**EXERCISE BRIEF:**
Set down the full listing exactly as given. Any pictures are to be left out.

>> START

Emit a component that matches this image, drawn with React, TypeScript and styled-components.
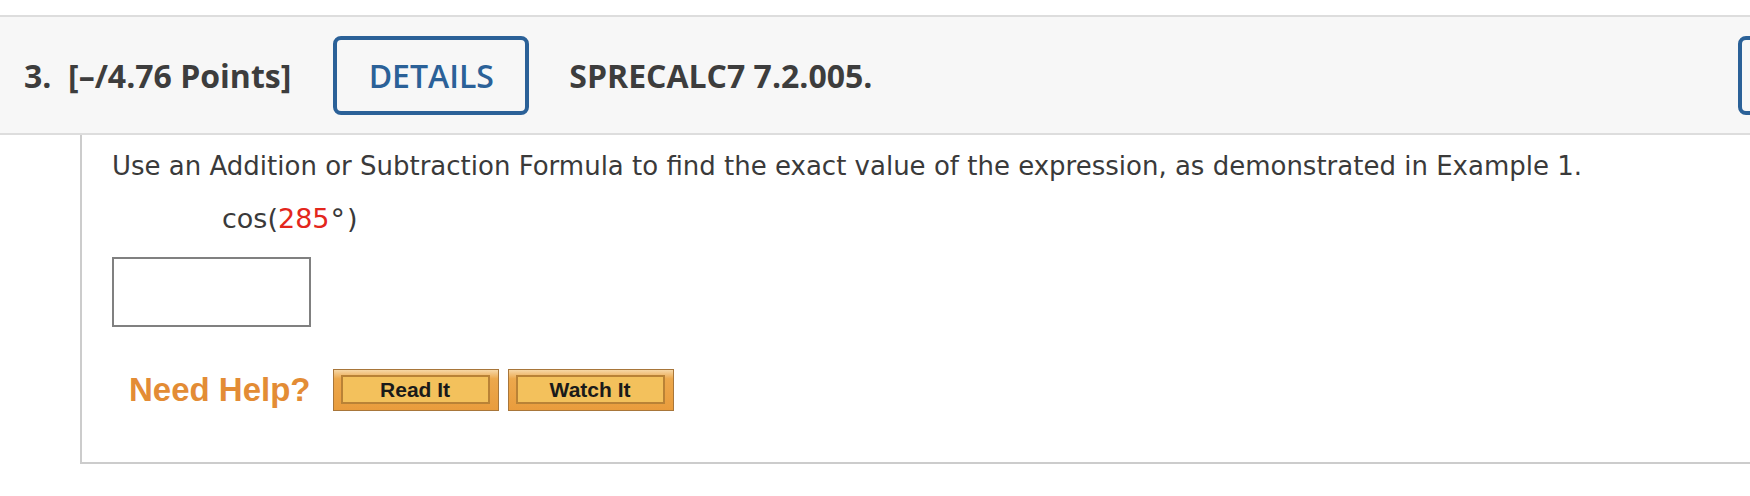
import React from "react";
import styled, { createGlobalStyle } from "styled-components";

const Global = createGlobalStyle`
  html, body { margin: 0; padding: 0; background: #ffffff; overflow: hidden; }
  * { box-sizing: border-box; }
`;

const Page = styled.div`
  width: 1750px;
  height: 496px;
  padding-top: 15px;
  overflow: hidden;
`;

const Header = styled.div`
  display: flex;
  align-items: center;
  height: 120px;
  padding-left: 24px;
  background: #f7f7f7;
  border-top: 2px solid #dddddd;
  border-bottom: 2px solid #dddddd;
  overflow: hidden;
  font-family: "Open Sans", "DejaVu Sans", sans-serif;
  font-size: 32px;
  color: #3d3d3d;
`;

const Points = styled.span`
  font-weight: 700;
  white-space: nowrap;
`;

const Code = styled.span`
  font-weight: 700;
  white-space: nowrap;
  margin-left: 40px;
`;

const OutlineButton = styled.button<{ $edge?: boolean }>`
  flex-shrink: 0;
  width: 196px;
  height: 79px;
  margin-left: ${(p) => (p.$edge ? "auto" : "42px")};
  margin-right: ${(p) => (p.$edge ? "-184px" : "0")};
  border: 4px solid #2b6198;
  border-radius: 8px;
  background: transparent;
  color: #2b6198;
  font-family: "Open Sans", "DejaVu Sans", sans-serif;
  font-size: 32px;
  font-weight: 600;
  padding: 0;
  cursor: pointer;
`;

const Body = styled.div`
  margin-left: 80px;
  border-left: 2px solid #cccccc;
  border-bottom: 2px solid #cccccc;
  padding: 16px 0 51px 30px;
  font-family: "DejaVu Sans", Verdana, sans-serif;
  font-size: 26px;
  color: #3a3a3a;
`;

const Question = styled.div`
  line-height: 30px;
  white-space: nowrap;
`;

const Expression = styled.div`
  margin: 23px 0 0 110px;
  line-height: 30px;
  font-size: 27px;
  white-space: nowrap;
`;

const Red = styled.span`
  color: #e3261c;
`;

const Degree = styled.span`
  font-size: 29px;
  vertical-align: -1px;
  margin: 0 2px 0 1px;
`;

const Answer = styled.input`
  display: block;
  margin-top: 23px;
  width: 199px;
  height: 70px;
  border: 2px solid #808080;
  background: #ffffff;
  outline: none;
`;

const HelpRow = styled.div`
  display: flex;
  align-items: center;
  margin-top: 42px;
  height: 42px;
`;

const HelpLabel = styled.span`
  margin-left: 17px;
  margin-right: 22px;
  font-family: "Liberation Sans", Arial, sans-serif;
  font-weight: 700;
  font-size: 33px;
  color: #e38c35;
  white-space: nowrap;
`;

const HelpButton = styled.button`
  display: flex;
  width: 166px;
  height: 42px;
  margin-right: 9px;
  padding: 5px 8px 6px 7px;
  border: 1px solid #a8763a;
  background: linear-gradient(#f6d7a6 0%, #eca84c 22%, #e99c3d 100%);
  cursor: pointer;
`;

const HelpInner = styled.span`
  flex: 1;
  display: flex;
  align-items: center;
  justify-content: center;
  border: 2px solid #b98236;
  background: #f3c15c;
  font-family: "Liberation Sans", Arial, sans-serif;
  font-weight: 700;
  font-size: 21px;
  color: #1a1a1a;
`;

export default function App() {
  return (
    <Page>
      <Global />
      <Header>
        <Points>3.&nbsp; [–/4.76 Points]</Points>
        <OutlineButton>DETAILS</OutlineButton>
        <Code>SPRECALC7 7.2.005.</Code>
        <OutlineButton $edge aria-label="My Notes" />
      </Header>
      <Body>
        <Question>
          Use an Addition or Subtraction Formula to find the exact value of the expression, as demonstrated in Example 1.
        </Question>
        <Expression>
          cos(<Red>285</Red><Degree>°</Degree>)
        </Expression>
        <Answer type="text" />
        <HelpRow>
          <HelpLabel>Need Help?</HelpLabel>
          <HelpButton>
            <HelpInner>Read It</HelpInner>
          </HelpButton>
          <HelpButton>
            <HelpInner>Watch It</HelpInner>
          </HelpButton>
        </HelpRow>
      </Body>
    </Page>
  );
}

>> END

**SOLUTION TO THIS PROBLEM:**
Emit a component that matches this image, drawn with React, TypeScript and styled-components.
import React from "react";
import styled, { createGlobalStyle } from "styled-components";

const Global = createGlobalStyle`
  html, body { margin: 0; padding: 0; background: #ffffff; overflow: hidden; }
  * { box-sizing: border-box; }
`;

const Page = styled.div`
  width: 1750px;
  height: 496px;
  padding-top: 15px;
  overflow: hidden;
`;

const Header = styled.div`
  display: flex;
  align-items: center;
  height: 120px;
  padding-left: 24px;
  background: #f7f7f7;
  border-top: 2px solid #dddddd;
  border-bottom: 2px solid #dddddd;
  overflow: hidden;
  font-family: "Open Sans", "DejaVu Sans", sans-serif;
  font-size: 32px;
  color: #3d3d3d;
`;

const Points = styled.span`
  font-weight: 700;
  white-space: nowrap;
`;

const Code = styled.span`
  font-weight: 700;
  white-space: nowrap;
  margin-left: 40px;
`;

const OutlineButton = styled.button<{ $edge?: boolean }>`
  flex-shrink: 0;
  width: 196px;
  height: 79px;
  margin-left: ${(p) => (p.$edge ? "auto" : "42px")};
  margin-right: ${(p) => (p.$edge ? "-184px" : "0")};
  border: 4px solid #2b6198;
  border-radius: 8px;
  background: transparent;
  color: #2b6198;
  font-family: "Open Sans", "DejaVu Sans", sans-serif;
  font-size: 32px;
  font-weight: 600;
  padding: 0;
  cursor: pointer;
`;

const Body = styled.div`
  margin-left: 80px;
  border-left: 2px solid #cccccc;
  border-bottom: 2px solid #cccccc;
  padding: 16px 0 51px 30px;
  font-family: "DejaVu Sans", Verdana, sans-serif;
  font-size: 26px;
  color: #3a3a3a;
`;

const Question = styled.div`
  line-height: 30px;
  white-space: nowrap;
`;

const Expression = styled.div`
  margin: 23px 0 0 110px;
  line-height: 30px;
  font-size: 27px;
  white-space: nowrap;
`;

const Red = styled.span`
  color: #e3261c;
`;

const Degree = styled.span`
  font-size: 29px;
  vertical-align: -1px;
  margin: 0 2px 0 1px;
`;

const Answer = styled.input`
  display: block;
  margin-top: 23px;
  width: 199px;
  height: 70px;
  border: 2px solid #808080;
  background: #ffffff;
  outline: none;
`;

const HelpRow = styled.div`
  display: flex;
  align-items: center;
  margin-top: 42px;
  height: 42px;
`;

const HelpLabel = styled.span`
  margin-left: 17px;
  margin-right: 22px;
  font-family: "Liberation Sans", Arial, sans-serif;
  font-weight: 700;
  font-size: 33px;
  color: #e38c35;
  white-space: nowrap;
`;

const HelpButton = styled.button`
  display: flex;
  width: 166px;
  height: 42px;
  margin-right: 9px;
  padding: 5px 8px 6px 7px;
  border: 1px solid #a8763a;
  background: linear-gradient(#f6d7a6 0%, #eca84c 22%, #e99c3d 100%);
  cursor: pointer;
`;

const HelpInner = styled.span`
  flex: 1;
  display: flex;
  align-items: center;
  justify-content: center;
  border: 2px solid #b98236;
  background: #f3c15c;
  font-family: "Liberation Sans", Arial, sans-serif;
  font-weight: 700;
  font-size: 21px;
  color: #1a1a1a;
`;

export default function App() {
  return (
    <Page>
      <Global />
      <Header>
        <Points>3.&nbsp; [–/4.76 Points]</Points>
        <OutlineButton>DETAILS</OutlineButton>
        <Code>SPRECALC7 7.2.005.</Code>
        <OutlineButton $edge aria-label="My Notes" />
      </Header>
      <Body>
        <Question>
          Use an Addition or Subtraction Formula to find the exact value of the expression, as demonstrated in Example 1.
        </Question>
        <Expression>
          cos(<Red>285</Red><Degree>°</Degree>)
        </Expression>
        <Answer type="text" />
        <HelpRow>
          <HelpLabel>Need Help?</HelpLabel>
          <HelpButton>
            <HelpInner>Read It</HelpInner>
          </HelpButton>
          <HelpButton>
            <HelpInner>Watch It</HelpInner>
          </HelpButton>
        </HelpRow>
      </Body>
    </Page>
  );
}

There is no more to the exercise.